Perhaps sensing this rising feeling of economic injustice, the Tea Party, which has struggled to reconcile its populist message with its corporate backers, gave a State of the Union response clearly intended to tap into Americans’ frustration. At times hitting the same themes as some of his left-wing counterparts, Sen. Mike Lee (R-UT) blasted “cronyist privilege at the top” and even argued, “If we’re going to reform welfare, we really should start with corporate welfare.”

Much of Obama’s speech focused on the problem of economic mobility, which has actually remained flat for two decades.

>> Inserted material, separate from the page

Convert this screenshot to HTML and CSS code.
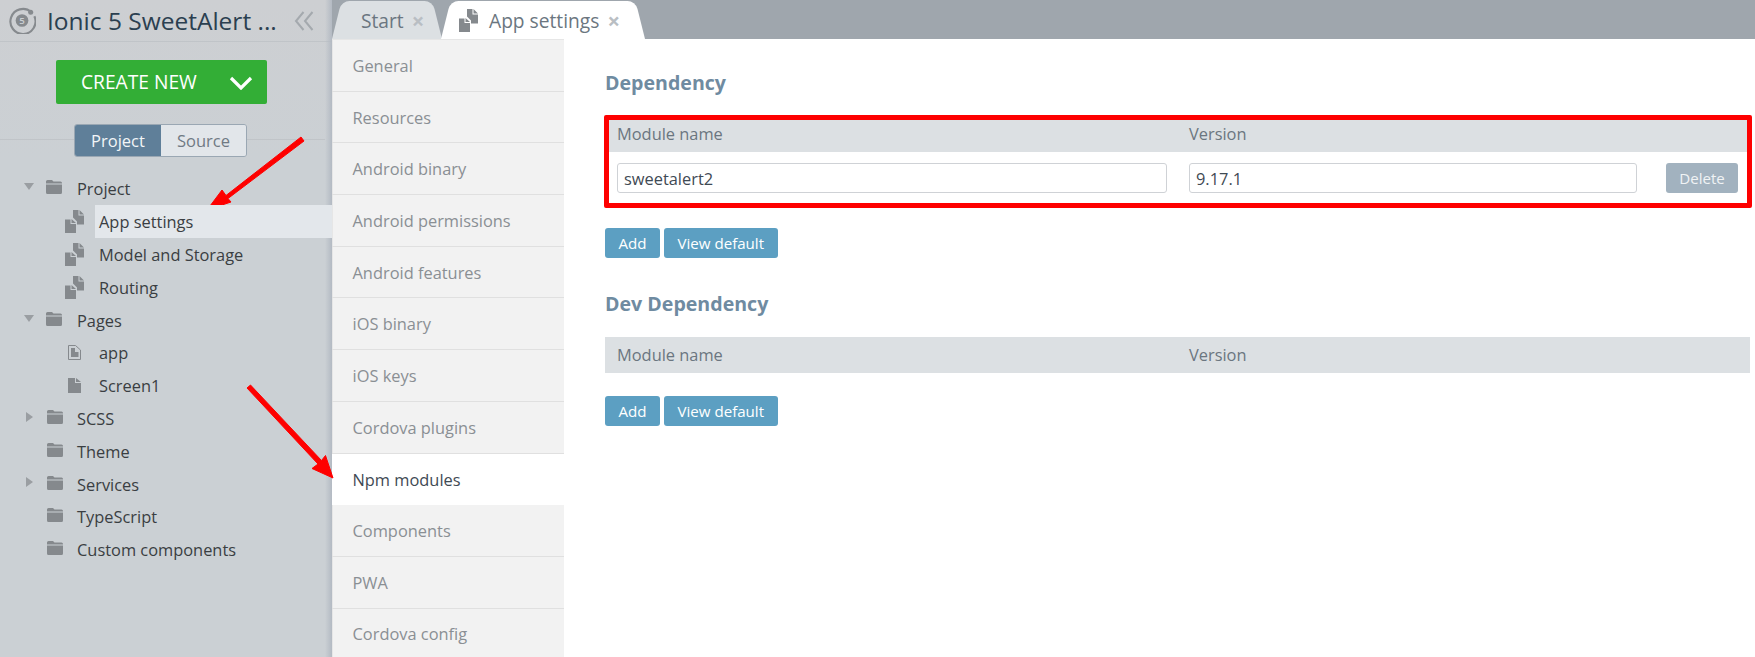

The gap between the rich and the poor, meanwhile, has ballooned, and CEO pay has risen 127 times faster than worker pay over the past 30 years.

Whether it’s called inequality or opportunity, growing outrage over the problem has become harder to write off as the politics of envy.

“Our idea of who we are — a country of equal opportunity, of the chance to move ahead, a country about possibility…that’s what we see when we look in the mirror,” Ellison explained. “And yet that’s not true for so many people. For so many people it’s a country of stagnation. I think [Obama] tried to speak to that issue.”

“I don’t care what you call it…I’m going to keep on saying income inequality because I think it’s clear,” Ellison said. “When I say it in my district, they know what I mean.”